-- Supplied data --
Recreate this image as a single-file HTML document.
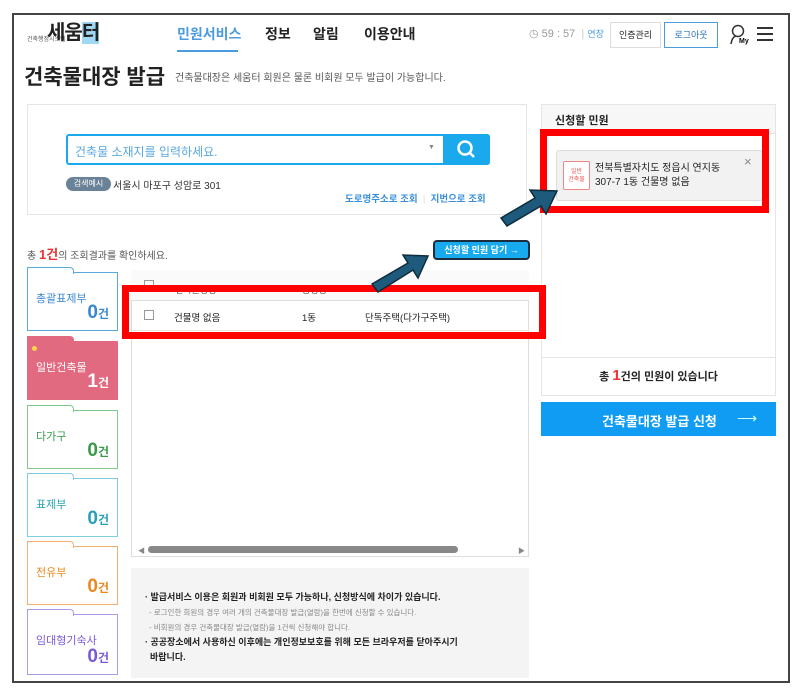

==

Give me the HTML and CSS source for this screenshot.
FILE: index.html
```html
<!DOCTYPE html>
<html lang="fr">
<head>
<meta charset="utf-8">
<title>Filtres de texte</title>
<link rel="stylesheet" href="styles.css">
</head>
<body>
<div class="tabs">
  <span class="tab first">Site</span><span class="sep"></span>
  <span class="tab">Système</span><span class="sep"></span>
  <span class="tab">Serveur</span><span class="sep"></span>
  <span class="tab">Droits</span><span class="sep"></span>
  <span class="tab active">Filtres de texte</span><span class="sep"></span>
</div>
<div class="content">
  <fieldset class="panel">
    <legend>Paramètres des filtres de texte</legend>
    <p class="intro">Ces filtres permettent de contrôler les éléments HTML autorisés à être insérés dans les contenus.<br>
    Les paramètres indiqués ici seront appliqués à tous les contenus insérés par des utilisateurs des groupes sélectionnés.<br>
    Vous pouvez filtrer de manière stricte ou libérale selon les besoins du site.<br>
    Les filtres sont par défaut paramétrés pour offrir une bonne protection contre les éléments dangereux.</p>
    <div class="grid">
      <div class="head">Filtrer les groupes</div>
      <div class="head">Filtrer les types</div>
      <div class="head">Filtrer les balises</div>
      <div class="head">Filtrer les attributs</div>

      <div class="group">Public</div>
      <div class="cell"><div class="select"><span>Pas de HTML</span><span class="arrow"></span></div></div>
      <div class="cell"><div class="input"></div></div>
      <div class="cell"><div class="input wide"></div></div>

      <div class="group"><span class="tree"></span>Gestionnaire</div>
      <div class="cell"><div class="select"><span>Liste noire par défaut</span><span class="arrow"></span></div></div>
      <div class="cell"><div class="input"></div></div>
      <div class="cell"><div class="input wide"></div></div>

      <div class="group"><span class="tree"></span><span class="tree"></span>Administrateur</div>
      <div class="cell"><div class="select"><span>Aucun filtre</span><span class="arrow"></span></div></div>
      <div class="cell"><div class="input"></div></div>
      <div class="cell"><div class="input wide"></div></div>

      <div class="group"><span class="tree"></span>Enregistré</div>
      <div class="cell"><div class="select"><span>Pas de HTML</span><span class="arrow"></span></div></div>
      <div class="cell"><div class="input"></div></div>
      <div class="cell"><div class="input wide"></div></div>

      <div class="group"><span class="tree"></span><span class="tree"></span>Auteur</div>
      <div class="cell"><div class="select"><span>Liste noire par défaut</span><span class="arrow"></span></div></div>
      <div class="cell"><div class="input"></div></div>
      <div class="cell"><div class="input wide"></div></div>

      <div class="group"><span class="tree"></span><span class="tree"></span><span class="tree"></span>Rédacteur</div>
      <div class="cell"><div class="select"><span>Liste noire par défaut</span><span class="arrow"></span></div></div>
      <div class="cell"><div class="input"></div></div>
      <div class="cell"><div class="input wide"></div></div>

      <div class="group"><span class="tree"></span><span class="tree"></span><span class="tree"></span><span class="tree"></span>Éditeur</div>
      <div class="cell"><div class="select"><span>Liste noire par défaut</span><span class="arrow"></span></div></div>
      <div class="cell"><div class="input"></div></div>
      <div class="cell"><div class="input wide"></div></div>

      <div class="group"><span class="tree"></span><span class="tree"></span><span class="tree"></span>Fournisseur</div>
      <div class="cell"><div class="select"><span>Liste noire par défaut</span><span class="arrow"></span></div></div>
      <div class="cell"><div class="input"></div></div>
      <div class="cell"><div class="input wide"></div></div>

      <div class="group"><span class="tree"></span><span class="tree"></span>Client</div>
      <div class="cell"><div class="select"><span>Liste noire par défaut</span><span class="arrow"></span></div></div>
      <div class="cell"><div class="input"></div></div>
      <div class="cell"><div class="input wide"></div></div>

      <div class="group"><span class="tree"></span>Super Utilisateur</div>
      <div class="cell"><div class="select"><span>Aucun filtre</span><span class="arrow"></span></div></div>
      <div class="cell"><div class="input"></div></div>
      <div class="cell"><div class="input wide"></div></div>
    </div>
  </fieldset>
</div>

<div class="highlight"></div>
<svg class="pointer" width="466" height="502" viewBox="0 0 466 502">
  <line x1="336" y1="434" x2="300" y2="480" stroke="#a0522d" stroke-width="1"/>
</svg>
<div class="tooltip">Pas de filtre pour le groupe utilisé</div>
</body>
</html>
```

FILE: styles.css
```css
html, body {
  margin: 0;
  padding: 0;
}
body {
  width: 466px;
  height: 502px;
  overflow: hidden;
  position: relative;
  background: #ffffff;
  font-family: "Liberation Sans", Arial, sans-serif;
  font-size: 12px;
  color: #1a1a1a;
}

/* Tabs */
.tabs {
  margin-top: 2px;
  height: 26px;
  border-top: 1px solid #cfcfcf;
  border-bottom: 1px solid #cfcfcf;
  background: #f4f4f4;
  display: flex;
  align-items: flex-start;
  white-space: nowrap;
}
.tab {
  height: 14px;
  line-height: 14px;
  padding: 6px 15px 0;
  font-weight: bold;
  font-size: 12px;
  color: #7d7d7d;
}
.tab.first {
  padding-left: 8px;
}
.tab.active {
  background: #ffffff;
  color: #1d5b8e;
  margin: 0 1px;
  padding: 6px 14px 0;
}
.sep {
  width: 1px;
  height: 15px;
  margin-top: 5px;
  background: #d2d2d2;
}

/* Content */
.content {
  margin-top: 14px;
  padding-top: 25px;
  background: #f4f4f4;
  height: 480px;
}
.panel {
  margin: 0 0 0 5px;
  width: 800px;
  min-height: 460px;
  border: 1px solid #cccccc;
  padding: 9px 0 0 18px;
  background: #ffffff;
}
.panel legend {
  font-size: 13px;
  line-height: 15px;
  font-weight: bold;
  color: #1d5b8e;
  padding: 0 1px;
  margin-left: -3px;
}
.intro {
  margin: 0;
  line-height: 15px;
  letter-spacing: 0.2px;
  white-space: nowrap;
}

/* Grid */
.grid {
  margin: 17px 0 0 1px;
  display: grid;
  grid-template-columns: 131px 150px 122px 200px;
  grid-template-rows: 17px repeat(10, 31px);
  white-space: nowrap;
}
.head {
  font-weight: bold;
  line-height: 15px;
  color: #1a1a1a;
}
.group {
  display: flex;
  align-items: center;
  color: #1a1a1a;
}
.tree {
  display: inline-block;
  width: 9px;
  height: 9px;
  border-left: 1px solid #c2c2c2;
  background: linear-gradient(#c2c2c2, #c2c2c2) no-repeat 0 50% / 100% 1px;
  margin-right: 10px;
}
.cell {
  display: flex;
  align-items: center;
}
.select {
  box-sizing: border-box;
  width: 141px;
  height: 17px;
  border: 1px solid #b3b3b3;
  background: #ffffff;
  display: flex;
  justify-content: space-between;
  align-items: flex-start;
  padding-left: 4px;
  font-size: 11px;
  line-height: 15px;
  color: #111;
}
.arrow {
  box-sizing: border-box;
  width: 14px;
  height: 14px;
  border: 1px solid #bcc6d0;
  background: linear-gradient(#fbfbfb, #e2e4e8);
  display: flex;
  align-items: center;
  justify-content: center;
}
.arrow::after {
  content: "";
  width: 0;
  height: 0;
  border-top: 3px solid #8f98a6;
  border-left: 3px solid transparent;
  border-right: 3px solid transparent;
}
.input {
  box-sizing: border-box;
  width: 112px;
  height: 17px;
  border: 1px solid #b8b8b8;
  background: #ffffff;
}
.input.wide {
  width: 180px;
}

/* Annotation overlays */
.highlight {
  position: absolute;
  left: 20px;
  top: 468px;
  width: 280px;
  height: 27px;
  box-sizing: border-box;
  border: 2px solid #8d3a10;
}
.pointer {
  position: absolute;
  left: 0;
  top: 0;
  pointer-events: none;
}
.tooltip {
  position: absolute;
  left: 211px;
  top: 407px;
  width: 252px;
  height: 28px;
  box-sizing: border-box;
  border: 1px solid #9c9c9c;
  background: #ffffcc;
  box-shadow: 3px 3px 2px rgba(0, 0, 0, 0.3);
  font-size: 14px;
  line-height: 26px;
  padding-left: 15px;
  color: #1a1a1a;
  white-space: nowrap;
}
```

-- Stated exercise --
Find every line in the records above that contains the word "this", and copy each one.

-- Answer in full --
Recreate this image as a single-file HTML document.
Give me the HTML and CSS source for this screenshot.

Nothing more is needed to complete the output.